**COLLECTED MATERIAL:**

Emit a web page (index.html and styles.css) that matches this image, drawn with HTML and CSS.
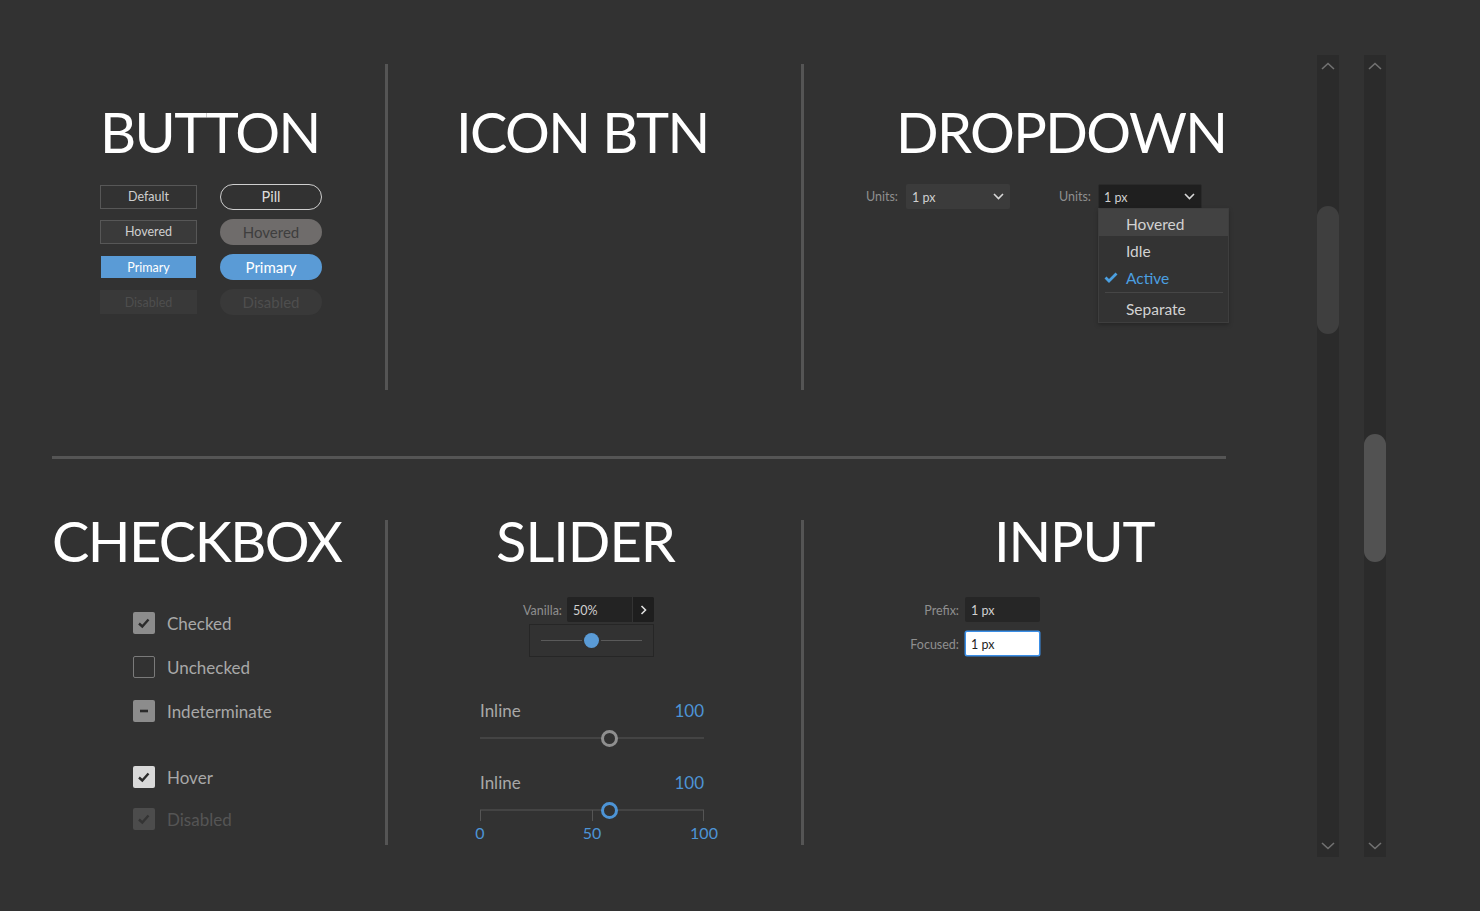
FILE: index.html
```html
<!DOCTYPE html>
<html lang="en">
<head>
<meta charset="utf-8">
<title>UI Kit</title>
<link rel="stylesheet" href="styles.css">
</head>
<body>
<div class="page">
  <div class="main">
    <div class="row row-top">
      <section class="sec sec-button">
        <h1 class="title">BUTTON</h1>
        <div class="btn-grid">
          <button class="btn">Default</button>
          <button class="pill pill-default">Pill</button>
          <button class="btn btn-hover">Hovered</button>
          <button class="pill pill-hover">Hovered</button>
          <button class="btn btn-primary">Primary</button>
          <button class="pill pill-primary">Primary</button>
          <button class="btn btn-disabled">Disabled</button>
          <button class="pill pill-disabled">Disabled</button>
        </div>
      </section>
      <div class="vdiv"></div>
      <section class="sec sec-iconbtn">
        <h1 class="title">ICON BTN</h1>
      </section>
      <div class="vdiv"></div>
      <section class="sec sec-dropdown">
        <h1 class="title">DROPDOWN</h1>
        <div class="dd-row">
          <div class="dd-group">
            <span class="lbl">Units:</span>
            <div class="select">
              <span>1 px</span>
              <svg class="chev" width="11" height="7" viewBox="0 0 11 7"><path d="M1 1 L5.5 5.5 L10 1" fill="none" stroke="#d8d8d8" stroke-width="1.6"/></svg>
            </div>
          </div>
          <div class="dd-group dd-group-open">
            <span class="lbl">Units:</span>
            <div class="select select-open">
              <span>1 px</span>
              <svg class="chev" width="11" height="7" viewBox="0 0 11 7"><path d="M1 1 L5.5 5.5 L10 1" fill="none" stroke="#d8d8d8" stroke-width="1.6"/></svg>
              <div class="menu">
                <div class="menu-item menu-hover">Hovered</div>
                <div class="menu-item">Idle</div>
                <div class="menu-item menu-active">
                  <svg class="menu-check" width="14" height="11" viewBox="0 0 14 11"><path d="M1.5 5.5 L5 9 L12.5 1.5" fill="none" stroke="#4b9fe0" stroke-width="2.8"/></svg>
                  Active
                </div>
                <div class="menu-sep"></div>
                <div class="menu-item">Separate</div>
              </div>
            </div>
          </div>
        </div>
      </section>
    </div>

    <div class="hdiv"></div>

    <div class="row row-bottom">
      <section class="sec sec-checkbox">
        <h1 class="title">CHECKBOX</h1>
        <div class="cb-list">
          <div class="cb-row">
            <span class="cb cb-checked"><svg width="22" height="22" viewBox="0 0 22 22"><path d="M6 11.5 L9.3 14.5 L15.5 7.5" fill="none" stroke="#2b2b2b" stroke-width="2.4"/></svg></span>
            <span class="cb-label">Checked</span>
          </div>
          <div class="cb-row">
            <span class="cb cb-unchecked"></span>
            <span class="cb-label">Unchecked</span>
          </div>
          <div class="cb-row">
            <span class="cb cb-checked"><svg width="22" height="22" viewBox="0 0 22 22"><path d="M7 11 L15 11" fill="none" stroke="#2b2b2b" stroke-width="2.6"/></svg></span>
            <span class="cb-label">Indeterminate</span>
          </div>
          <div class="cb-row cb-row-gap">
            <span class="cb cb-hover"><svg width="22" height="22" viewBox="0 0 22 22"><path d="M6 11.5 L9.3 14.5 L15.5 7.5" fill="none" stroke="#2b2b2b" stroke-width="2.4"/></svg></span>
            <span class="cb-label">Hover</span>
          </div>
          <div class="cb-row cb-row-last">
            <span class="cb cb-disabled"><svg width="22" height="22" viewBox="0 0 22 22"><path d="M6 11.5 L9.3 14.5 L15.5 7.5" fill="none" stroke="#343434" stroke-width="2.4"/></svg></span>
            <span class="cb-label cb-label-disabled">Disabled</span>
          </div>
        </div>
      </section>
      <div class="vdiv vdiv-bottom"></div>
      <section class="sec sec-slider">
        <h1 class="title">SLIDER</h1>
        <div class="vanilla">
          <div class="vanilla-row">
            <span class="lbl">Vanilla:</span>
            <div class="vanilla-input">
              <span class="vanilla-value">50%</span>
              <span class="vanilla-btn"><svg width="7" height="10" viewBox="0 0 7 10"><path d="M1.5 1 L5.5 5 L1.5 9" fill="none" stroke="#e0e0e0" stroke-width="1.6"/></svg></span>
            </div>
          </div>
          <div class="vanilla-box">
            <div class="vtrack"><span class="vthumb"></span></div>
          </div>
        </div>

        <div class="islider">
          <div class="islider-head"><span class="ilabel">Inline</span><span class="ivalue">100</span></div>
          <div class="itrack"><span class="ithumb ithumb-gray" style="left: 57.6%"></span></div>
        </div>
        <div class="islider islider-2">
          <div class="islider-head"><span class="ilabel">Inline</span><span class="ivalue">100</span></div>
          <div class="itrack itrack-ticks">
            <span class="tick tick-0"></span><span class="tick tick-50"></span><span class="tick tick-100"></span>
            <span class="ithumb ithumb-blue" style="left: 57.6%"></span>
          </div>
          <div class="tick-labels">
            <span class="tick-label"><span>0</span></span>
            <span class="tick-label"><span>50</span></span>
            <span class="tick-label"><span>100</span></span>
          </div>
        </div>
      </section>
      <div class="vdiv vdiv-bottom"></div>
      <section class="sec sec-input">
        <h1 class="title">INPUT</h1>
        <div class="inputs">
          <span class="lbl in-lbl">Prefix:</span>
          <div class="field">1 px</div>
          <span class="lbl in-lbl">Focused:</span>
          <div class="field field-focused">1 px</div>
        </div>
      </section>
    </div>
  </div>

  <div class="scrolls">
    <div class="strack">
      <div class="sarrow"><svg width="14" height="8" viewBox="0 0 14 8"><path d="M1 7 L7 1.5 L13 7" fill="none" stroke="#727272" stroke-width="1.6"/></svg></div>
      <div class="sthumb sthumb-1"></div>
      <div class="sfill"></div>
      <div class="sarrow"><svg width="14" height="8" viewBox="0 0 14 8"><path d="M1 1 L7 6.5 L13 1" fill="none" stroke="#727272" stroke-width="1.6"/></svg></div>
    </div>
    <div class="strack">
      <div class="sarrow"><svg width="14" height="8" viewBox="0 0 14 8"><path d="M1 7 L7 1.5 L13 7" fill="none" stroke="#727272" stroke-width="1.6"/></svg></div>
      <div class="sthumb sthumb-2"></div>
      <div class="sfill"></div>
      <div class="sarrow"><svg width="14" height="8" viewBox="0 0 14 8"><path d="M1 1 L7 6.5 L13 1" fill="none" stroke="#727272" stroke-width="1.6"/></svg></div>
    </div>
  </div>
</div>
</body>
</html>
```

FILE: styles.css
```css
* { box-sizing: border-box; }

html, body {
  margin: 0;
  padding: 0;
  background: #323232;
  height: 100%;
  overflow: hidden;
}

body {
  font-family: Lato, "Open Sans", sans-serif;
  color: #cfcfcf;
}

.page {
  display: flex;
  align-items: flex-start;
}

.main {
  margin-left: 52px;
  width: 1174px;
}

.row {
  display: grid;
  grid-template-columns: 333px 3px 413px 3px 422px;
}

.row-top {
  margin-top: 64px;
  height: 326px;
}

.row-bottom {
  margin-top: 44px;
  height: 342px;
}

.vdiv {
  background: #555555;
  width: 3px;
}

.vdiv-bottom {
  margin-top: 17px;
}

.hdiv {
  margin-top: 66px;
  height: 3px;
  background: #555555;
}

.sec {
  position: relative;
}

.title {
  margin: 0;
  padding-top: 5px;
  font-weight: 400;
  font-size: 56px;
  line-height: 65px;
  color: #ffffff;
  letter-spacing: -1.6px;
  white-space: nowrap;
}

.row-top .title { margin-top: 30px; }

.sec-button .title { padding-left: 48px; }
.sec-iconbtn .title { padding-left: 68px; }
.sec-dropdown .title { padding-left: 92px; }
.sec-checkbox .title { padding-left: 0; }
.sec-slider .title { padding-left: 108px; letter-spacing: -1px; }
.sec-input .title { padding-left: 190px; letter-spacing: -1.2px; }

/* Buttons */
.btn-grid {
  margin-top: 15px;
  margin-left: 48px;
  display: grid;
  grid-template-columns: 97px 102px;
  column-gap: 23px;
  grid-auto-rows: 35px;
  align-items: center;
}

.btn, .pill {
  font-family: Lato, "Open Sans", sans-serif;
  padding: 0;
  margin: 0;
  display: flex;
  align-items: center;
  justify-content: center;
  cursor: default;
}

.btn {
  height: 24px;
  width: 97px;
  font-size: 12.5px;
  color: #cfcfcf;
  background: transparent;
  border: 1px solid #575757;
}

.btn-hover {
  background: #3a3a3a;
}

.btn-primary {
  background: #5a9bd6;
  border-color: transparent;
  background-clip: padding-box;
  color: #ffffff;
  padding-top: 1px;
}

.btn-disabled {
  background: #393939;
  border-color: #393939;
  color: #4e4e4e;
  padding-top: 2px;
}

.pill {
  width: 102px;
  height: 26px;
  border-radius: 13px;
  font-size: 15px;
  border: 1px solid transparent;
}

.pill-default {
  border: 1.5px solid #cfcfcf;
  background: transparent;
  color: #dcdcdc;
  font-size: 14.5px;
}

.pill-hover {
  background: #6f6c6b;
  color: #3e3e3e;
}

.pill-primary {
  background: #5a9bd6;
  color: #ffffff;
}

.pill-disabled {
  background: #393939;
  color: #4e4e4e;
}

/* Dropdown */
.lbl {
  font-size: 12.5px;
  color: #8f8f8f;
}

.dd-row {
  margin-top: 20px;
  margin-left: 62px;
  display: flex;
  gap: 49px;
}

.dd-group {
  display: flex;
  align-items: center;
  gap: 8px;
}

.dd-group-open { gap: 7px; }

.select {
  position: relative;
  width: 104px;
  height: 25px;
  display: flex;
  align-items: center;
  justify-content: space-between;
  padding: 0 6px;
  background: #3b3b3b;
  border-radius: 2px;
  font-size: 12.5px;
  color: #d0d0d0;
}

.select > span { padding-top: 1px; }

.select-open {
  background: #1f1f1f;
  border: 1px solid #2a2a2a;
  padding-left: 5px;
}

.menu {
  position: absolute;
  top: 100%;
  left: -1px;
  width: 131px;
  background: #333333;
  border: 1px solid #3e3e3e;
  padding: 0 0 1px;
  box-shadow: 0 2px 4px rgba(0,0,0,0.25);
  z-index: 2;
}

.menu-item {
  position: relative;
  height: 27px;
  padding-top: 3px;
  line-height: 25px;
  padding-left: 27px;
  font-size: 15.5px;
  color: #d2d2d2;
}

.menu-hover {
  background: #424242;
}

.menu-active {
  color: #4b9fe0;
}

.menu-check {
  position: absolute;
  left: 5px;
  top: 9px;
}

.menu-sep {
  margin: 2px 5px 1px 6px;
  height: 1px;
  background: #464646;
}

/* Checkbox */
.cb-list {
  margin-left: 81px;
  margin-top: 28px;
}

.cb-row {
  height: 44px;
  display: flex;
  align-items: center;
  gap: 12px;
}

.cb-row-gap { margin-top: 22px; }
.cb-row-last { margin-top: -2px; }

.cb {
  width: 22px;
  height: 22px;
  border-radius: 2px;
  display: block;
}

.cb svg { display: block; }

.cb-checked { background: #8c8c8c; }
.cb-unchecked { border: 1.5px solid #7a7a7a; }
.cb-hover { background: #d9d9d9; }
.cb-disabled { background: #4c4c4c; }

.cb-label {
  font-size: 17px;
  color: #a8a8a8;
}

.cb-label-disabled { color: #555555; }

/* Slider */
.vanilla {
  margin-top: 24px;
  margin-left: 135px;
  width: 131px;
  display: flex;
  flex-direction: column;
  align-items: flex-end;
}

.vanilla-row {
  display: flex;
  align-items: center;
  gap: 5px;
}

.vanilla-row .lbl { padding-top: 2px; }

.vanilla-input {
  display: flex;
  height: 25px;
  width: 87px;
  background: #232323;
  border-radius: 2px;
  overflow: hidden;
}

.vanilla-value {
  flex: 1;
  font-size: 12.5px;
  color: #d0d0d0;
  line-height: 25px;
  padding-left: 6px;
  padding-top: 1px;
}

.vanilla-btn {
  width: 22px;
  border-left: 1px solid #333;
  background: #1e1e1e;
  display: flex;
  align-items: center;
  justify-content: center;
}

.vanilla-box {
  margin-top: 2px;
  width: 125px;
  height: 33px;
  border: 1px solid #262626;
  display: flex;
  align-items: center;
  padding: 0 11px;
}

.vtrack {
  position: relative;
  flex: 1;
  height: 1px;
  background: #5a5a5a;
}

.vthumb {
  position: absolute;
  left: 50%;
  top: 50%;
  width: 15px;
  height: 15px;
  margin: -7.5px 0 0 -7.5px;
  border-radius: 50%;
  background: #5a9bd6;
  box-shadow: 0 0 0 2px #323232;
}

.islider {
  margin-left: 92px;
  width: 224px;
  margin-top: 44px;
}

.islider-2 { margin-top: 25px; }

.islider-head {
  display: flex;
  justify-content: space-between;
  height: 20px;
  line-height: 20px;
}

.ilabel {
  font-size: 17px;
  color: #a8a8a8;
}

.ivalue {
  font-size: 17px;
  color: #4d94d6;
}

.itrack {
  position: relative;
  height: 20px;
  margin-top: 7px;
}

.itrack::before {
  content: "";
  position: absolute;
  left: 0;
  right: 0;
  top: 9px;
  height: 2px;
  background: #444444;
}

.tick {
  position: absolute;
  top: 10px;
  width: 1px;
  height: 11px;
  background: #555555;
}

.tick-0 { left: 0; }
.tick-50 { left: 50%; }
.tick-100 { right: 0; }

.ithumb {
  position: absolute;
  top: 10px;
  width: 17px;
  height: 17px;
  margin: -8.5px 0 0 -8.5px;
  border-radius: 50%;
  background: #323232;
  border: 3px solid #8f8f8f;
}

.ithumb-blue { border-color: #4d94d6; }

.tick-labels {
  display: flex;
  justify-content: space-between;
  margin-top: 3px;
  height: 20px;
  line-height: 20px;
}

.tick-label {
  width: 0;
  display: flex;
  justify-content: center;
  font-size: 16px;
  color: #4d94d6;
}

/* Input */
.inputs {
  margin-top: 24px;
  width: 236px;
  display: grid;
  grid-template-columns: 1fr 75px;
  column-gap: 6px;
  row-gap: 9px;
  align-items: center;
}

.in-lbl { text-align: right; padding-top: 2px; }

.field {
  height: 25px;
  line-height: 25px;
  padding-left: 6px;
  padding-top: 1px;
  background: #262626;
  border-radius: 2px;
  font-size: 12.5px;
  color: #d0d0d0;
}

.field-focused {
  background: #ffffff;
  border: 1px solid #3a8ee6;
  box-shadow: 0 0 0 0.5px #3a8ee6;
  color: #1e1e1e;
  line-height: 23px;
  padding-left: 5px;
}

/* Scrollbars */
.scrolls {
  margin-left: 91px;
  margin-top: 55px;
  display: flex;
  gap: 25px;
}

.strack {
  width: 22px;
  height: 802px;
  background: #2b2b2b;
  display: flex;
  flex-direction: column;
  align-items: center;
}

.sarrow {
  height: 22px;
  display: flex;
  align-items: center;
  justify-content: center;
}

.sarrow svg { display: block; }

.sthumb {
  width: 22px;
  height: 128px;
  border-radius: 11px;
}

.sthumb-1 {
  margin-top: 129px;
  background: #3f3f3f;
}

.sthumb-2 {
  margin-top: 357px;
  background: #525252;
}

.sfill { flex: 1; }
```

**WHAT IS ASKED:** From the data, collect all lines where the string "page" appears.

**EXERCISE ANSWER:**
Emit a web page (index.html and styles.css) that matches this image, drawn with HTML and CSS.
<div class="page">
.page {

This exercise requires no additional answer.